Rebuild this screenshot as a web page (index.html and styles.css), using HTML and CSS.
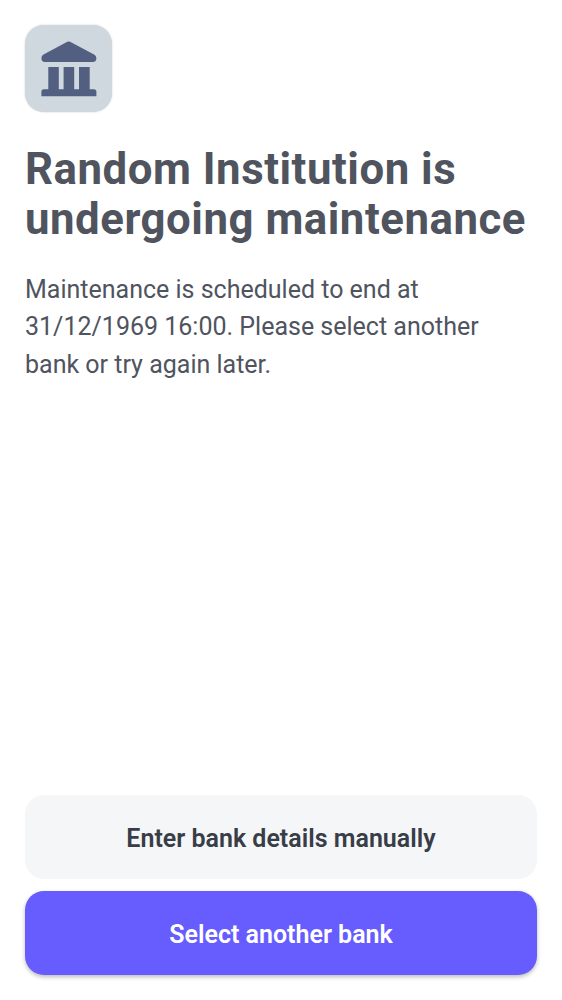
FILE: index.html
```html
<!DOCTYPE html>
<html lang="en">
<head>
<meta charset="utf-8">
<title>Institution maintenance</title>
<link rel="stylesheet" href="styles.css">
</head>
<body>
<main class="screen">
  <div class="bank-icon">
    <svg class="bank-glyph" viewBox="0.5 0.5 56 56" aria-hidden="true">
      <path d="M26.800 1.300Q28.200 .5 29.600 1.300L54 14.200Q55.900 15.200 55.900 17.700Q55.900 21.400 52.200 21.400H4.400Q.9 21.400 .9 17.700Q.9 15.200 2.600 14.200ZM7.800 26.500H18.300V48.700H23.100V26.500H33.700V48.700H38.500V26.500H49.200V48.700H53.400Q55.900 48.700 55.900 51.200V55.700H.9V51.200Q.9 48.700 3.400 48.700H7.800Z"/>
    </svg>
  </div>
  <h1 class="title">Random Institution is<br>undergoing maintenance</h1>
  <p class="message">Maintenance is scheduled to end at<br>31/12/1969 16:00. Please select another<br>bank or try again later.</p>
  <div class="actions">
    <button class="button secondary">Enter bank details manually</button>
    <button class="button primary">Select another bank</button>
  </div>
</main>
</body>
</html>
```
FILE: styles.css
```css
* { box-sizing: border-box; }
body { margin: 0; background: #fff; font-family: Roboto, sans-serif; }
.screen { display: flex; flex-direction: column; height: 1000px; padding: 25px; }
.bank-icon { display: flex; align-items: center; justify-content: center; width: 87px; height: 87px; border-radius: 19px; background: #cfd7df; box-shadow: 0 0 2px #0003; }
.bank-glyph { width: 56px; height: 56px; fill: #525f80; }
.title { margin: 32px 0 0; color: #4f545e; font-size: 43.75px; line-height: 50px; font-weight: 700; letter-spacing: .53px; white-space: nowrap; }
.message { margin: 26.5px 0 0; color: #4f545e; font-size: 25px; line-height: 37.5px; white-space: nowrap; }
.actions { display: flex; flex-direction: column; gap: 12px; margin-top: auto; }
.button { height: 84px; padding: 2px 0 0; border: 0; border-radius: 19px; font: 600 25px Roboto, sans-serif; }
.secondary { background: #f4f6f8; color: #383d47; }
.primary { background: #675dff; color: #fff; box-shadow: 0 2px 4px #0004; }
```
=-=-=
- Short exercise -
Write out the data precisely as given, excluding the pictures.

- Answer to this task -
Rebuild this screenshot as a web page (index.html and styles.css), using HTML and CSS.
FILE: index.html
```html
<!DOCTYPE html>
<html lang="en">
<head>
<meta charset="utf-8">
<title>Institution maintenance</title>
<link rel="stylesheet" href="styles.css">
</head>
<body>
<main class="screen">
  <div class="bank-icon">
    <svg class="bank-glyph" viewBox="0.5 0.5 56 56" aria-hidden="true">
      <path d="M26.800 1.300Q28.200 .5 29.600 1.300L54 14.200Q55.900 15.200 55.900 17.700Q55.900 21.400 52.200 21.400H4.400Q.9 21.400 .9 17.700Q.9 15.200 2.600 14.200ZM7.800 26.500H18.300V48.700H23.100V26.500H33.700V48.700H38.500V26.500H49.200V48.700H53.400Q55.900 48.700 55.900 51.200V55.700H.9V51.200Q.9 48.700 3.400 48.700H7.800Z"/>
    </svg>
  </div>
  <h1 class="title">Random Institution is<br>undergoing maintenance</h1>
  <p class="message">Maintenance is scheduled to end at<br>31/12/1969 16:00. Please select another<br>bank or try again later.</p>
  <div class="actions">
    <button class="button secondary">Enter bank details manually</button>
    <button class="button primary">Select another bank</button>
  </div>
</main>
</body>
</html>
```
FILE: styles.css
```css
* { box-sizing: border-box; }
body { margin: 0; background: #fff; font-family: Roboto, sans-serif; }
.screen { display: flex; flex-direction: column; height: 1000px; padding: 25px; }
.bank-icon { display: flex; align-items: center; justify-content: center; width: 87px; height: 87px; border-radius: 19px; background: #cfd7df; box-shadow: 0 0 2px #0003; }
.bank-glyph { width: 56px; height: 56px; fill: #525f80; }
.title { margin: 32px 0 0; color: #4f545e; font-size: 43.75px; line-height: 50px; font-weight: 700; letter-spacing: .53px; white-space: nowrap; }
.message { margin: 26.5px 0 0; color: #4f545e; font-size: 25px; line-height: 37.5px; white-space: nowrap; }
.actions { display: flex; flex-direction: column; gap: 12px; margin-top: auto; }
.button { height: 84px; padding: 2px 0 0; border: 0; border-radius: 19px; font: 600 25px Roboto, sans-serif; }
.secondary { background: #f4f6f8; color: #383d47; }
.primary { background: #675dff; color: #fff; box-shadow: 0 2px 4px #0004; }
```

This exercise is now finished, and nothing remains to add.